VLOP Supervision Assistance: Commission investigates TikTok Article 35 risk mitigation adequacy. Board assists providing: national intelligence about TikTok behaviors in Member States (destination DSC complaint patterns, local media reporting, stakeholder concerns), comparative analysis of TikTok vs. other VLOP risk mitigation approaches, technical expertise evaluating TikTok's algorithm risk assessment methodologies, enforcement precedents from national DSC oversight of Article 28 minor protection informing Commission's Article 35 assessment. Board input enhances Commission investigation combining supranational perspective with distributed national observations, improving evidence base and enforcement credibility.
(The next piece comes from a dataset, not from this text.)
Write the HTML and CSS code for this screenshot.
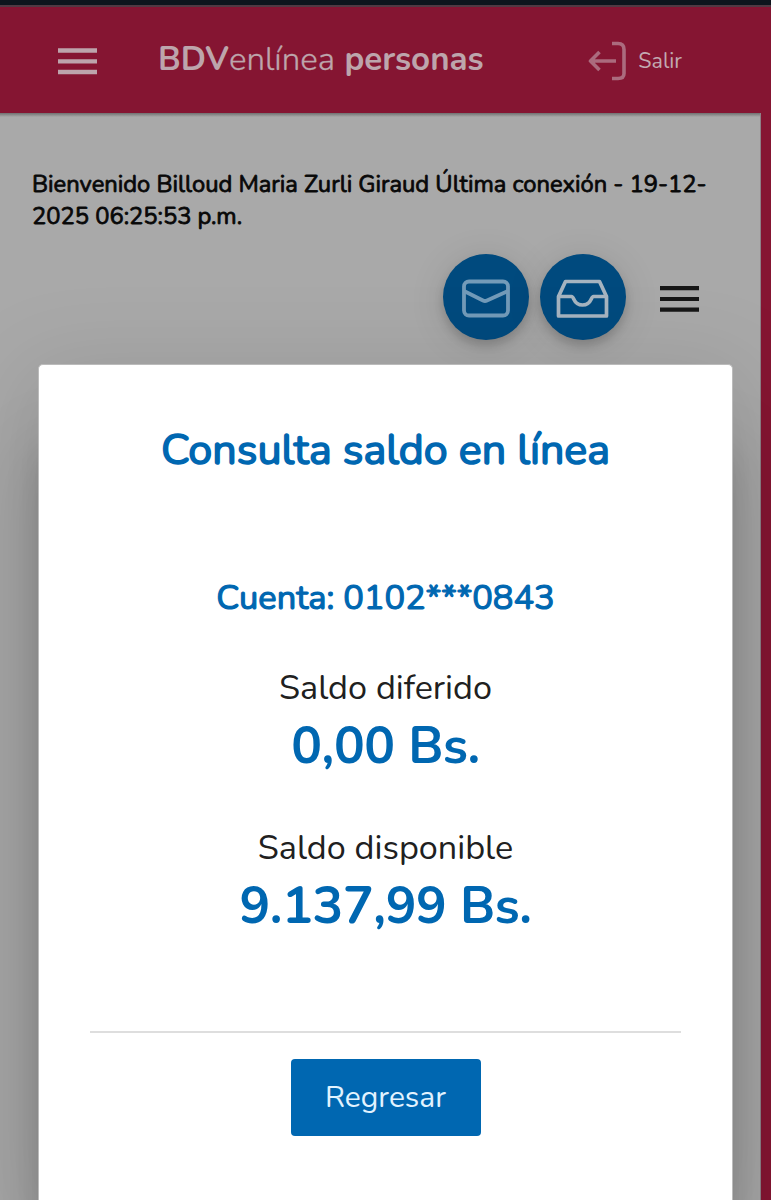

For DSCs - Board Participation: Engage actively in Board processes contributing enforcement experiences and expertise. Use Board as forum for peer consultation on difficult enforcement decisions. Participate in Board guideline development ensuring national perspectives inform harmonized standards. Leverage Board analyses addressing emerging issues in own jurisdiction. Support Board's Commission assistance function providing intelligence and technical input for VLOP/VLOSE supervision.

For Commission - Board Utilization: Consult Board when developing DSA implementation guidance or policy positions. Draw on Board expertise for VLOP/VLOSE investigations benefiting from national market intelligence. Incorporate Board analyses into Article 94 evaluations and legislative proposals. Facilitate Board effectiveness providing secretariat support and ensuring Board recommendations inform Commission decision-making.